51. The matter is put beyond doubt however by applying the approach indicated by the decisions of the European court to the words used in Note 5(b). Lord Hoffmann has reviewed these decisions and I adopt with gratitude all that he has said about them. The essence of the matter lies in the strict form which the principle of proportionality assumes where a measure derogates from an exemption in a directive designed to harmonise the laws of the member states. The words of the Note must be construed in a way that is least detrimental to the taxpayer. They should not be allowed to deprive him of the exemption unless this is strictly necessary for achieving the aim indicated by the opening words of article 13B. The test as to whether the words go further than was necessary in each case lies in the facts.
52. On the undisputed facts of this case, the construction of Note 5(b) for which the Commissioners contend would have the effect of denying the exemption to the taxpayer although sufficient information to enable the relevant figure to be worked out was disclosed to the customer.

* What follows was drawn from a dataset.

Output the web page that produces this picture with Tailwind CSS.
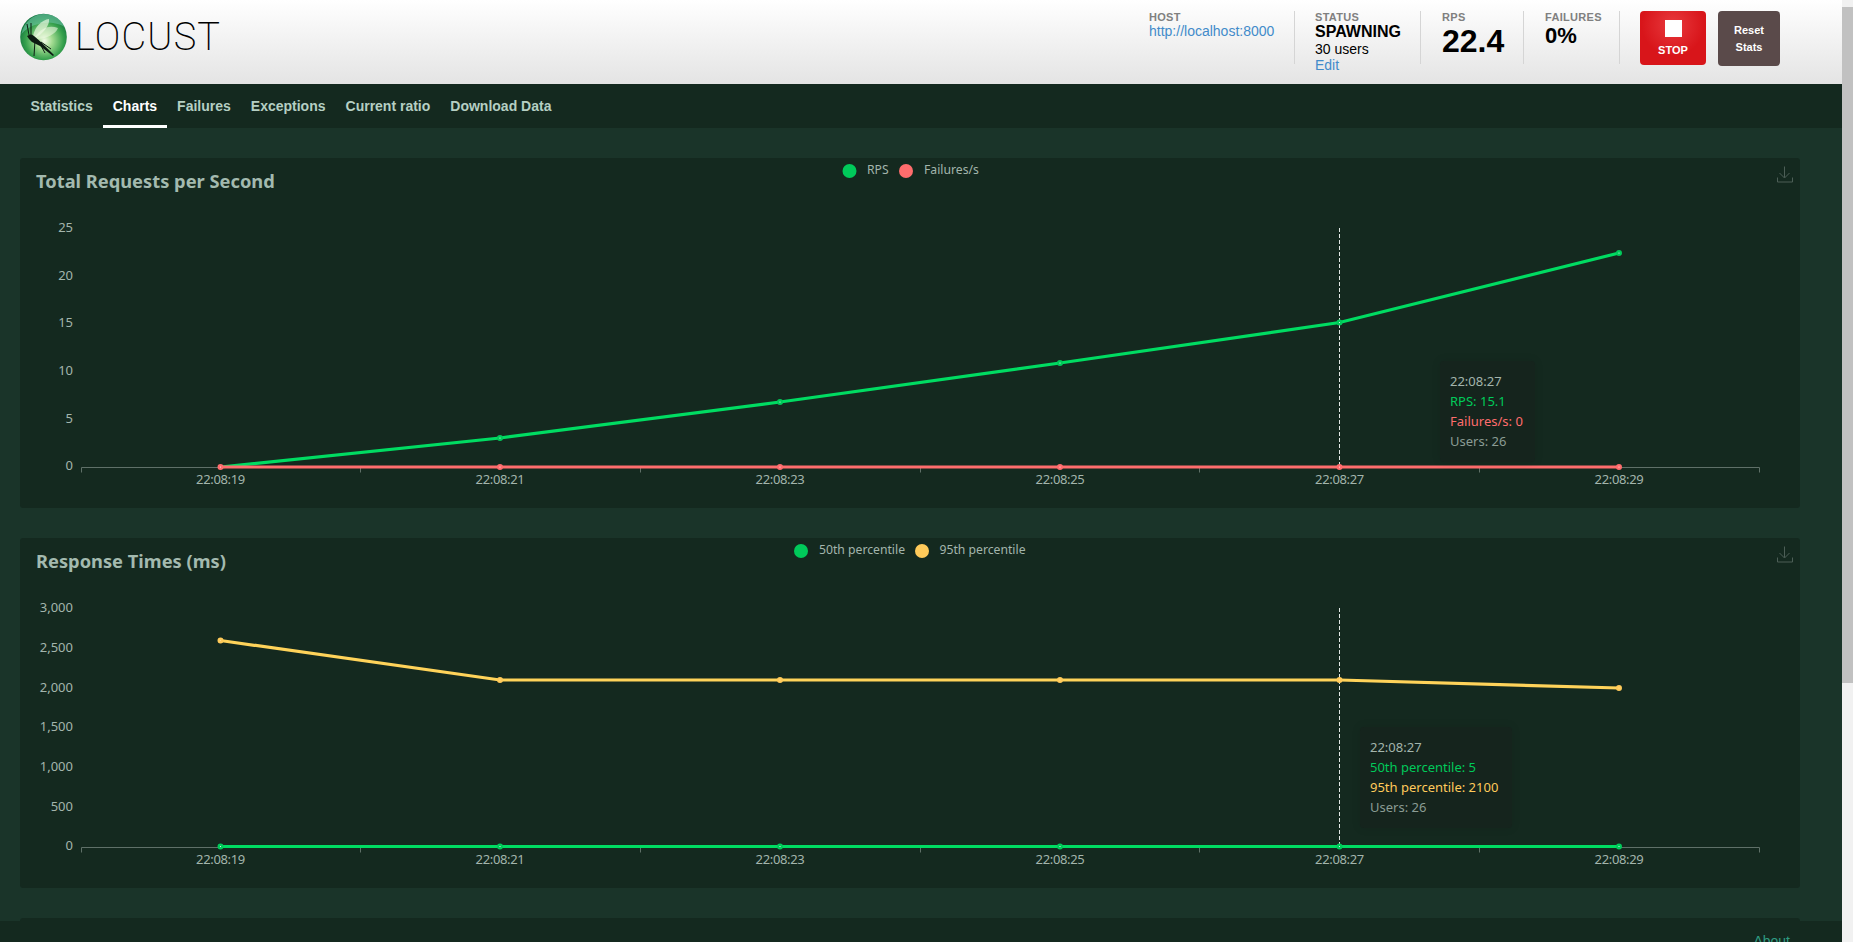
<!DOCTYPE html>
<html>
<head>
<meta charset="utf-8">
<script src="https://cdn.jsdelivr.net/npm/@tailwindcss/browser@4"></script>
</head>
<body class="h-[942px] w-[1853px] overflow-hidden flex bg-[#1a3429] font-['Liberation_Sans',sans-serif]">
<div class="relative flex-1 h-[942px] overflow-hidden flex flex-col">
  <header class="h-[84px] shrink-0 bg-gradient-to-b from-white to-[#e4e4e4] flex justify-between">
    <div class="flex items-center pl-[20px] gap-[8px] h-[74px]">
      <svg width="47" height="48" viewBox="0 0 47 48">
        <defs>
          <radialGradient id="orb" cx="0.52" cy="0.58" r="0.6"><stop offset="0" stop-color="#f4fbe9"/><stop offset="0.28" stop-color="#a4dc92"/><stop offset="0.68" stop-color="#35a04c"/><stop offset="1" stop-color="#0d6c3c"/></radialGradient>
        </defs>
        <circle cx="23.5" cy="24" r="23.3" fill="url(#orb)"/>
        <path d="M1.500 21C4 9 13 1 24 1c9 0 17 5 20.500 13C36 8 14 7 1.500 21z" fill="#6cc4a4" opacity=".6"/>
        <path d="M13 23C15 13 22 7 29 6c1 6-6 15-14 19z" fill="#e8f6de" opacity=".7"/>
        <path d="M15 24C22 14 30 12 38 15c-2 6-12 11-21 11z" fill="#f4fbe9" opacity=".55"/>
        <path d="M7 23l4-2 3 2 8 7 12 12-1 1-13-10-8-4-3-3z" fill="#0c1a12"/>
        <path d="M9 22L7 11M11 21L11 10M15 27L14 43M19 29L25 40M21 29L31 36" stroke="#0c1a12" stroke-width="1" fill="none"/>
      </svg>
      <span class="font-['Roboto',sans-serif] font-extralight text-[38px] leading-none tracking-[1.2px] text-black">LOCUST</span>
    </div>
    <div class="flex items-start pt-[11px] pr-[62px]">
      <div class="w-[147px] pl-[1px] h-[53px] border-r border-[#d5d5d5] flex flex-col">
        <span class="text-[11px] leading-[12px] font-bold tracking-[0.3px] text-[#808080]">HOST</span>
        <a class="text-[14px] leading-[16px] text-[#428bca]">http://localhost:8000</a>
      </div>
      <div class="w-[126px] pl-[20px] h-[53px] border-r border-[#d5d5d5] flex flex-col">
        <span class="text-[11px] leading-[12px] font-bold tracking-[0.3px] text-[#808080]">STATUS</span>
        <span class="text-[16px] leading-[17px] font-bold text-black">SPAWNING</span>
        <span class="text-[14px] leading-[18px] text-black">30 users</span>
        <a class="text-[14px] leading-[15px] text-[#428bca]">Edit</a>
      </div>
      <div class="w-[103px] pl-[21px] h-[53px] border-r border-[#d5d5d5] flex flex-col">
        <span class="text-[11px] leading-[12px] font-bold tracking-[0.3px] text-[#808080]">RPS</span>
        <span class="text-[32px] leading-[36px] font-bold text-black">22.4</span>
      </div>
      <div class="w-[96px] pl-[21px] h-[53px] border-r border-[#d5d5d5] flex flex-col">
        <span class="text-[11px] leading-[12px] font-bold tracking-[0.3px] text-[#808080]">FAILURES</span>
        <span class="text-[22px] leading-[26px] font-bold text-black">0%</span>
      </div>
      <div class="ml-[20px] w-[66px] h-[54px] rounded-[4px] bg-[radial-gradient(circle_at_50%_25%,#e8393d,#d8151a_60%)] flex flex-col items-center pt-[9px]">
        <div class="w-[17px] h-[17px] bg-white"></div>
        <span class="mt-[7px] text-[11px] leading-[13px] font-bold text-white">STOP</span>
      </div>
      <div class="ml-[12px] w-[62px] h-[55px] rounded-[4px] bg-[#5a4a4a] flex flex-col items-center justify-center gap-[4px] pt-[1px]">
        <span class="text-[11px] leading-[13px] font-bold text-white">Reset</span>
        <span class="text-[11px] leading-[13px] font-bold text-white">Stats</span>
      </div>
    </div>
  </header>
  <nav class="h-[44px] shrink-0 bg-[#14291f] flex pl-[20.5px] text-[14px] font-bold text-[#b5cfc3]">
    <a class="px-[10px] pt-[12px]">Statistics</a>
    <a class="px-[10px] pt-[12px] text-white border-b-[3px] border-white">Charts</a>
    <a class="px-[10px] pt-[12px]">Failures</a>
    <a class="px-[10px] pt-[12px]">Exceptions</a>
    <a class="px-[10px] pt-[12px]">Current ratio</a>
    <a class="px-[10px] pt-[12px]">Download Data</a>
  </nav>
  <main class="pt-[30px] pl-[20px] pr-[42px] flex flex-col gap-[30px]">
    <section class="relative h-[350px] shrink-0 rounded-[3px] bg-[#14291f] font-['Noto_Sans',sans-serif]">
      <svg class="absolute left-0 top-0" width="1780" height="350" viewBox="20 158 1780 350" font-size="13" fill="#a3b5ac">
        <text x="36" y="187.500" font-size="18.300" font-weight="700" fill="#a3baaf">Total Requests per Second</text>
        <circle cx="849.500" cy="171" r="7" fill="#00ca5a"/><text x="867" y="174" font-size="12.200">RPS</text>
        <circle cx="906" cy="171" r="7" fill="#ff6d6d"/><text x="924" y="174" font-size="12.200">Failures/s</text>
        <g transform="translate(1777 166.500)" fill="none" stroke="#4d5f57" stroke-width="1"><path d="M7.500 0v11M2.500 6.500l5 5 5-5M.5 11v4.500h15V11"/></g>
        <g text-anchor="end">
          <text x="73" y="232.200">25</text><text x="73" y="279.800">20</text><text x="73" y="327.400">15</text><text x="73" y="375">10</text><text x="73" y="422.600">5</text><text x="73" y="470.200">0</text>
        </g>
        <path d="M81.500 467.500H1759.500M81.500 467.500v5M360.500 467.500v5M640.500 467.500v5M920.500 467.500v5M1199.500 467.500v5M1479.500 467.500v5M1759.500 467.500v5" stroke="#5f7068" fill="none"/>
        <path d="M1339.500 228V467" stroke="#e0e6e3" stroke-dasharray="4 2" fill="none"/>
        <polyline points="220.500,467 500,438 780,402 1060,363 1339.500,322.500 1619,253" fill="none" stroke="#00dc62" stroke-width="3.200"/>
        <polyline points="220.500,467 500,467 780,467 1060,467 1339.500,467 1619,467" fill="none" stroke="#ff6d6d" stroke-width="3.200"/>
        <g fill="#e8fff0" stroke="#00ca5a" stroke-width="2.400"><circle cx="500" cy="438" r="1.800"/><circle cx="780" cy="402" r="1.800"/><circle cx="1060" cy="363" r="1.800"/><circle cx="1339.500" cy="322.500" r="1.800"/><circle cx="1619" cy="253" r="1.800"/></g>
        <g fill="#ffe9e9" stroke="#ff6d6d" stroke-width="2.400"><circle cx="220.500" cy="467" r="1.800"/><circle cx="500" cy="467" r="1.800"/><circle cx="780" cy="467" r="1.800"/><circle cx="1060" cy="467" r="1.800"/><circle cx="1339.500" cy="467" r="1.800"/><circle cx="1619" cy="467" r="1.800"/></g>
        <g text-anchor="middle" letter-spacing="-0.35"><text x="220.500" y="484">22:08:19</text><text x="500" y="484">22:08:21</text><text x="780" y="484">22:08:23</text><text x="1060" y="484">22:08:25</text><text x="1339.500" y="484">22:08:27</text><text x="1619" y="484">22:08:29</text></g>
      </svg>
      <div class="absolute left-[1420px] top-[203px] w-[95px] h-[101px] rounded-[4px] bg-[#15241d] shadow-[0_0_10px_rgba(0,0,0,0.1)] px-[10px] pt-[10px] text-[13px] leading-[20px] whitespace-nowrap">
        <div class="text-[#a3b5ac]">22:08:27</div>
        <div class="text-[#00ca5a]">RPS: 15.1</div>
        <div class="text-[#ff6d6d]">Failures/s: 0</div>
        <div class="text-[#8a9c94]">Users: 26</div>
      </div>
    </section>
    <section class="relative h-[350px] shrink-0 rounded-[3px] bg-[#14291f] font-['Noto_Sans',sans-serif]">
      <svg class="absolute left-0 top-0" width="1780" height="350" viewBox="20 538 1780 350" font-size="13" fill="#a3b5ac">
        <text x="36" y="567.500" font-size="18.300" font-weight="700" fill="#a3baaf">Response Times (ms)</text>
        <circle cx="801" cy="551" r="7" fill="#00ca5a"/><text x="819" y="554" font-size="12.200">50th percentile</text>
        <circle cx="922" cy="551" r="7" fill="#ffca5a"/><text x="939.500" y="554" font-size="12.200">95th percentile</text>
        <g transform="translate(1777 546.500)" fill="none" stroke="#4d5f57" stroke-width="1"><path d="M7.500 0v11M2.500 6.500l5 5 5-5M.5 11v4.500h15V11"/></g>
        <g text-anchor="end">
          <text x="73" y="612.200">3,000</text><text x="73" y="651.900">2,500</text><text x="73" y="691.500">2,000</text><text x="73" y="731.200">1,500</text><text x="73" y="770.900">1,000</text><text x="73" y="810.500">500</text><text x="73" y="850.200">0</text>
        </g>
        <path d="M81.500 847.500H1759.500M81.500 847.500v5M360.500 847.500v5M640.500 847.500v5M920.500 847.500v5M1199.500 847.500v5M1479.500 847.500v5M1759.500 847.500v5" stroke="#5f7068" fill="none"/>
        <path d="M1339.500 608V847" stroke="#e0e6e3" stroke-dasharray="4 2" fill="none"/>
        <polyline points="220.500,640.500 500,680 780,680 1060,680 1339.500,680 1619,688" fill="none" stroke="#ffd35a" stroke-width="3.200"/>
        <polyline points="220.500,846.500 500,846.500 780,846.500 1060,846.500 1339.500,846.500 1619,846.500" fill="none" stroke="#00dc62" stroke-width="3.200"/>
        <g fill="#ffe2a0" stroke="#ffca5a" stroke-width="2.400"><circle cx="220.500" cy="640.500" r="1.800"/><circle cx="500" cy="680" r="1.800"/><circle cx="780" cy="680" r="1.800"/><circle cx="1060" cy="680" r="1.800"/><circle cx="1339.500" cy="680" r="1.800"/><circle cx="1619" cy="688" r="1.800"/></g>
        <g fill="#e8fff0" stroke="#00ca5a" stroke-width="2.400"><circle cx="220.500" cy="846.500" r="1.800"/><circle cx="500" cy="846.500" r="1.800"/><circle cx="780" cy="846.500" r="1.800"/><circle cx="1060" cy="846.500" r="1.800"/><circle cx="1339.500" cy="846.500" r="1.800"/><circle cx="1619" cy="846.500" r="1.800"/></g>
        <g text-anchor="middle" letter-spacing="-0.35"><text x="220.500" y="864">22:08:19</text><text x="500" y="864">22:08:21</text><text x="780" y="864">22:08:23</text><text x="1060" y="864">22:08:25</text><text x="1339.500" y="864">22:08:27</text><text x="1619" y="864">22:08:29</text></g>
      </svg>
      <div class="absolute left-[1340px] top-[189px] w-[152px] h-[101px] rounded-[4px] bg-[#15241d] shadow-[0_0_10px_rgba(0,0,0,0.1)] px-[10px] pt-[10px] text-[13px] leading-[20px] whitespace-nowrap">
        <div class="text-[#a3b5ac]">22:08:27</div>
        <div class="text-[#00ca5a]">50th percentile: 5</div>
        <div class="text-[#ffca5a]">95th percentile: 2100</div>
        <div class="text-[#8a9c94]">Users: 26</div>
      </div>
    </section>
    <section class="h-[350px] shrink-0 rounded-[3px] bg-[#14291f]"></section>
  </main>
  <footer class="absolute left-0 right-0 bottom-0 h-[21px] bg-[#14291f] flex justify-end pr-[52px] pt-[12px] text-[14px] leading-[16px] text-[#2f9c82]">
    <a>About</a>
  </footer>
</div>
<div class="w-[11px] h-[942px] shrink-0 bg-[#f1f1f1] flex flex-col">
  <div class="h-[7px] shrink-0"></div>
  <div class="h-[676px] shrink-0 bg-[#c1c1c1]"></div>
</div>
</body>
</html>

There is no hint of a suggestion that there was any evasion, avoidance or abuse or that the exemption could not be applied correctly. I think that the taxpayers are entitled to a finding that the relevant requirements are satisfied and that the service to the customer which is described in clause 6.3 of their contract falls within item 4 of Group 2 in Schedule 9 to the 1994 Act.
LORD WALKER OF GESTINGTHORPE
53. I have had the advantage of reading in draft the speech of my noble and learned friend Lord Hoffmann. I agree with it and for the reasons which Lord Hoffmann gives I would allow this appeal.